The Tree of Life - 65/100
Totally
Juicy
Verdict: I couldn't give this one
below a 60 due to the cinematography alone. The movie is beautiful. It
looks stunning. The plot -- what little there is -- could use some work
and it could have easily been 39 minutes shorter without losing a thing
-- other than 39 minutes. Yet, I find myself wanting to watch it a
second time. That must mean something. It's sort of like the original
Fantasia, except about a dead kid.
War Horse - 74/100
Totally
Juicy
Verdict: Unbelievably cheesy story where the
main character is a horse and every secondary character knows he's the
horse they're looking for just by hearing he's a miracle horse or a
special horse. But the movie rarely tells us what's so miraculous about
this horse. Or special. Or even really anything more than, "That's one
hell of a horse." The horse plowed a field once. When it was
raining. Wow. Still, this is Spielberg's first full-fledged tribute to
his hero, John Ford. And the movie looks and feels like a John Ford
film. See it on the big screen and you'll be swept away by the sweeping
panoramic shots and beauty of the whole thing. Almost as much as you'll
be distracted by the ridiculous script. There were times I thought the
horse was going to speak, like Mr. Ed. The amazing Mr. Ed. Now there
was an amazing horse. He sat in a stable and said stuff!

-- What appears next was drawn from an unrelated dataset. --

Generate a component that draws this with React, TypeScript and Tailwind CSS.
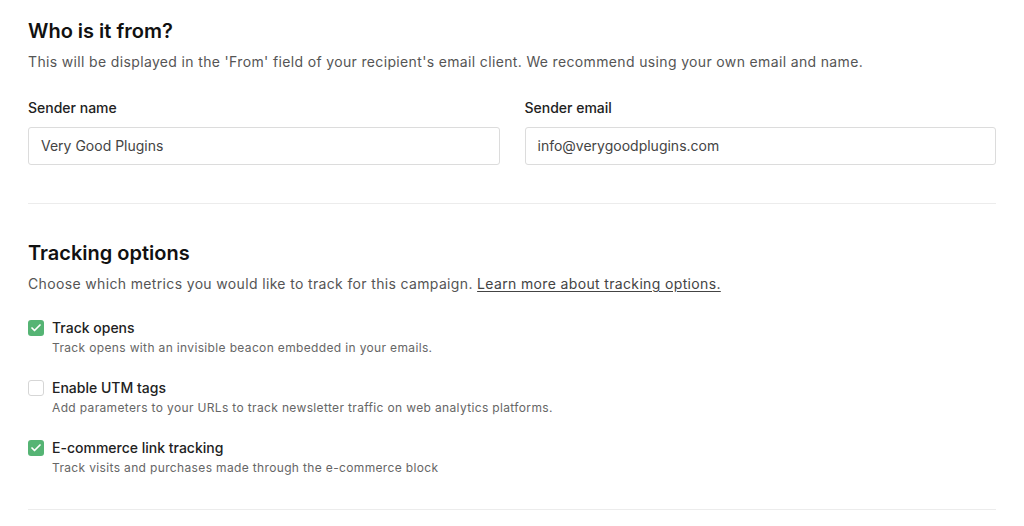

I have yet to see Extremely Loud & Incredibly Close. I wish it wasn't nominated, because I don't want to see it. I think it was nominated because the Academy has its head so far up its fucking ass its small intestine thinks it's the place where faces breathe. Instead of mediocre monstrosities like The Help, The Descendents and Money Ball, why didn't we get solid Best Picture nominees such as, Girl with the Dragon Tattoo, Harry Potter and the Deathly Hallows and Drive? I'm guessing it's due to the day when the Academy (rightfully) nominated Brokeback Mountain and saw their ratings fall by like 30%, the Academy has played it VERY safe (they started playing it safe that very night by giving some piece of shit the Best Picture award -- I forget which piece of shit it was). Outside of NY and LA, the show basically gets all its ratings from soccer moms living in flyover states. Middle-American soccer moms have been the audience the Academy caters toward. I expect an Adam Sandler movie to be nominated next. Or maybe just a 30 second fart joke as Best Short Film. Either that, or some guy hitting himself in the nuts. Middle-America loves that shit.